«Бедная Лиза» изначально была идеей моей подруги и коллеги; она с проектом камерной оперы пришла к Борису Тищенко, своему преподавателю. Но карамзинский сентиментализм казался ему смехотворным. И я подхватил это знамя, этот скомканный кружевной платочек. Там чувствуется влияние монотонного «Пеллеаса», русской дилетантской музыки
Это редкий в моей жизни случай, когда я работал, можно сказать, вдохновенно, с энтузиазмом. Я сочинял «Лизу» летом 1976 года, в пустой квартире на Васильевском острове. Садился за пианино и часами распевал, раскатывал по клавишам одно и то же – бездумно, как вьющая гнездо птица или вгрызающийся в землю крот. Нимало не думая о тех, кто, возможно, это исполнит или услышит.
– Но в какой-то момент вы ведь стали осознавать, что есть что-то, что отличает вас от других и попросту хорошо получается?
– По-моему, этот момент еще не наступил… Нет, не пугайтесь: он наступил, но я не помню точную дату. У меня нет простого ответа на этот вопрос. Иногда я чувствую, что нахожусь «у себя», в своей зоне. Или наоборот: по каким-то причинам, чаще всего связанным с условиями заказа, приходится «выходить из себя». Нам платят, чтобы мы делали то, чего мы не хотим,
Я припоминаю, что еще до «Бедной Лизы», во время летних каникул между первым и вторым курсами консерватории, я написал маленький цикл «Три песни на стихи Тао Юань-Мина» – и, возможно, впервые почувствовал некоторое удовлетворение от сделанного. Мне почудилось, что я на верном пути.

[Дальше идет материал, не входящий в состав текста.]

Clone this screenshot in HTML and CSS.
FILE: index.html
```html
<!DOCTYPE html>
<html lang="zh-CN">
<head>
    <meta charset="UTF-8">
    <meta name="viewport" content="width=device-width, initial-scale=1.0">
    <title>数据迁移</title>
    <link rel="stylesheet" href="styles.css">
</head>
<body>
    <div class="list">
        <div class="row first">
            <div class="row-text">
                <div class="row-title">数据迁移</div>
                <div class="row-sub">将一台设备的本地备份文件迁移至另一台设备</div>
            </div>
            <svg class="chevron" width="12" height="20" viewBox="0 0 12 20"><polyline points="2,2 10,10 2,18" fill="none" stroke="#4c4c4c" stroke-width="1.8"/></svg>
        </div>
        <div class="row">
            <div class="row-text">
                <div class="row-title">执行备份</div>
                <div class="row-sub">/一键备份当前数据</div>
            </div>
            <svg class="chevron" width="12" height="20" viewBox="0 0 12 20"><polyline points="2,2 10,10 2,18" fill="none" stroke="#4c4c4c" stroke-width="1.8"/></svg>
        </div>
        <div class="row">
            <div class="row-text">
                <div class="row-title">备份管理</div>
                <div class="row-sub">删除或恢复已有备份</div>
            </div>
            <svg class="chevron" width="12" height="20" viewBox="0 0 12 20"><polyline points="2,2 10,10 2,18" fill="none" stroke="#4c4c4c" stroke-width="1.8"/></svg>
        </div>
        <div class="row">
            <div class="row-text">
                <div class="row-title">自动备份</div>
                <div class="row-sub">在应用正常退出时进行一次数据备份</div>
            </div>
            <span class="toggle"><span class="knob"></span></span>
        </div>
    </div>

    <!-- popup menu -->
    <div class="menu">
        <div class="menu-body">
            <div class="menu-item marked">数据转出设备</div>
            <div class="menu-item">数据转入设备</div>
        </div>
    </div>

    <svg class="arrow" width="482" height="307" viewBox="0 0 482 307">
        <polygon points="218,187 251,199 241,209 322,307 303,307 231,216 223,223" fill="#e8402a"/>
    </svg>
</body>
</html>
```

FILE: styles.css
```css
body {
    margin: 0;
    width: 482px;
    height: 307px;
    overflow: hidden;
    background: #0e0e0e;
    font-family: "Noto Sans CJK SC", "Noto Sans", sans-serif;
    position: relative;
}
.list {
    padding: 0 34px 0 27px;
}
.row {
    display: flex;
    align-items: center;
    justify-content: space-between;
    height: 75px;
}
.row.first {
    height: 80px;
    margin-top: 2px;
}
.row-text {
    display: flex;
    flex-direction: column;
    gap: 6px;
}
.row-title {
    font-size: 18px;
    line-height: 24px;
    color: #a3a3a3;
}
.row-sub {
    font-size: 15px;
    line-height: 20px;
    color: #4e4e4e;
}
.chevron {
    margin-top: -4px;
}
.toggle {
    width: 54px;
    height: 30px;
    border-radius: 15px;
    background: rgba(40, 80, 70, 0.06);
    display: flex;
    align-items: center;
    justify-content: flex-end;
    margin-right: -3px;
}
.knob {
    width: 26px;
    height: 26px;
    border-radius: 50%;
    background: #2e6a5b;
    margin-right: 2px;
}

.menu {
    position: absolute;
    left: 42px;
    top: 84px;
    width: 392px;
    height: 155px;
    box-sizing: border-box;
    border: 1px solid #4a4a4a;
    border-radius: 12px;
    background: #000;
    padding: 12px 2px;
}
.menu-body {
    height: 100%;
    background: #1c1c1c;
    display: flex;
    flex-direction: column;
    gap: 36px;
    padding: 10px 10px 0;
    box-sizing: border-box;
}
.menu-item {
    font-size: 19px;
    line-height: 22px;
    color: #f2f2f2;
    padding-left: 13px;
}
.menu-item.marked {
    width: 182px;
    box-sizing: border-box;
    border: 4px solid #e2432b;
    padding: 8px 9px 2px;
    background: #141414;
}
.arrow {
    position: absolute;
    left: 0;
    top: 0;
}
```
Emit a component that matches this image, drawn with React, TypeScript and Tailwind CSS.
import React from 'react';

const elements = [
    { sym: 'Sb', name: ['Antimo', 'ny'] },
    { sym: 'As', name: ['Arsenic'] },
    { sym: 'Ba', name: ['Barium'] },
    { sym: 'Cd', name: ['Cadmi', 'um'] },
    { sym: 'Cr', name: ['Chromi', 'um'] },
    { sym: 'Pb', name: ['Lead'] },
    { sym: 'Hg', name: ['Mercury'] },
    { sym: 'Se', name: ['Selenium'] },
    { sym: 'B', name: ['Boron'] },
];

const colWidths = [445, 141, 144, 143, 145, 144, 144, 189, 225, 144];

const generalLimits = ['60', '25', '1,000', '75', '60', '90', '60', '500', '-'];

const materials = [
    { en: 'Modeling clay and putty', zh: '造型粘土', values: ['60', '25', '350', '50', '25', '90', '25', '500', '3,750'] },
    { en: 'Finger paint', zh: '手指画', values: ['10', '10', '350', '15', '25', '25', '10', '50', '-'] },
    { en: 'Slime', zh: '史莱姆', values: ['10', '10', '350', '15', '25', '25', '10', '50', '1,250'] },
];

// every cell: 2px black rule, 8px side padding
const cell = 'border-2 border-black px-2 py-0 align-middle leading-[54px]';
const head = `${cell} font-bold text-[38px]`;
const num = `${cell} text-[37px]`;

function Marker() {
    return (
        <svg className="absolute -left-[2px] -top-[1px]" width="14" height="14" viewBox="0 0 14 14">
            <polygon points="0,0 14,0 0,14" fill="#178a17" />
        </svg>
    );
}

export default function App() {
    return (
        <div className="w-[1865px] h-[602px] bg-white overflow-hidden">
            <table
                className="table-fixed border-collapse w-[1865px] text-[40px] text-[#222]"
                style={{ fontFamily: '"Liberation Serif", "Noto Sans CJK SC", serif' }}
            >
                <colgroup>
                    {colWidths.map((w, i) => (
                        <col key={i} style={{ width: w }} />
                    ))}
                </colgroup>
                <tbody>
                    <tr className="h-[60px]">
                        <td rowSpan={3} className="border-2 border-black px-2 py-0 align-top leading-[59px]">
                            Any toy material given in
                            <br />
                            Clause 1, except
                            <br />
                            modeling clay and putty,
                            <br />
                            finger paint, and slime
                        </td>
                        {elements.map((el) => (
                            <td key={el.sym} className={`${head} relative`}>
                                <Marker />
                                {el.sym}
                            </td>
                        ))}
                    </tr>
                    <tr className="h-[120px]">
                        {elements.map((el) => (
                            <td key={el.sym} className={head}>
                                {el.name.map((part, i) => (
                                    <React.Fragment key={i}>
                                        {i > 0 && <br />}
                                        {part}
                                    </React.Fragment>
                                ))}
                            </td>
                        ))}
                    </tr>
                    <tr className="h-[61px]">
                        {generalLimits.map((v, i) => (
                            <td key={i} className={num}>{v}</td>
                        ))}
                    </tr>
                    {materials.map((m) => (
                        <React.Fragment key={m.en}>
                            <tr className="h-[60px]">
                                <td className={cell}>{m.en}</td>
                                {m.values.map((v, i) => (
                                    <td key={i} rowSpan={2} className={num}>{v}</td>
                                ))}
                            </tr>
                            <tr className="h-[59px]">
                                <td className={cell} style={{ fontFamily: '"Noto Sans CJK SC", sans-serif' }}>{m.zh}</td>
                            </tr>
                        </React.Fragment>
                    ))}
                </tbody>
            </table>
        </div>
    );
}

– А что вы ощущаете как «свою зону»?
– Я могу объяснить это в специальных терминах. Скажем, есть такая вещь, как переченье, вещь в классической гармонии абсолютно недопустимая. Но в фольклоре переченье встречается довольно часто: поют, допустим, две бабульки в октаву примерно одно и то же, но у одной в партии фа-диез, а у другой – фа-бекар. Вот я эту «фальшь» очень люблю. Конечно, в диссонансах должна быть своя логика. Что еще входит в мою зону? Я люблю сухость, жесткость, ясность, беспедальное звучание фортепиано…
– Бесстрастность.
– Ну да. Холод, холод. Текстура выбеленных временем костей, что-то такое.
– У вас есть эмоциональные отношения с материалом, который вы используете?
– Не вполне понимаю ваш вопрос. Одержимость – это эмоциональное состояние? Мне кажется, нет. Музыкальная идея, завладевающая вами, не может обсуждаться в категориях этики или психологии. Это чистая физиология.
– Мне-то как раз казалось, что в вашей музыке всегда угадывается позиция стороннего наблюдателя. Что вы никогда, как сказали бы московские концептуалисты, не «влипаете».
– Я просто не вижу в этом необходимости. Ведь я имею дело со звуком – самым чувственным материалом, гораздо более чувственным, чем подручные средства московских концептуалистов. У меня предварительный уровень «влипаро», как сказал бы Владимир Сорокин, выше просто по определению. Но вы правы: некоторая отстраненность действительно имеет место. Как Хома Брут, очерчиваю вокруг себя защитный круг, иначе же невозможно работать.
– Есть же стереотип композитора-романтика, который пишет, охваченный сильным чувством.
– Знаете, даже у самых романтичных романтиков типа Шумана или Шопена музыка очень рационально устроена. Об этом как-то не принято говорить, но они были довольно четкие пацаны.
– То есть когда вы брали, например, советские песни или тексты из школьного учебника, никакого личного отношения у вас к ним не было? Для вас это, говоря словами Леонида Парфенова, советская античность? Латинские гимны? Просто любопытный материал?
– Разумеется, у меня есть к ним личное отношение, я могу обсуждать их с близкими людьми. Но как только полуфабрикат попадает на кухонный стол, «личное» заканчивается. Видите ли… прошу прощения, позволю себе процитировать собственный не очень давно написанный текст: «хочешь хладнокровно оценить какое-либо культурно-эстетическое явление – изблюй его из души своей». В конечном счете сочинение музыки и есть такая непрерывная оценка и переоценка, учет и контроль неких звуковых феноменов.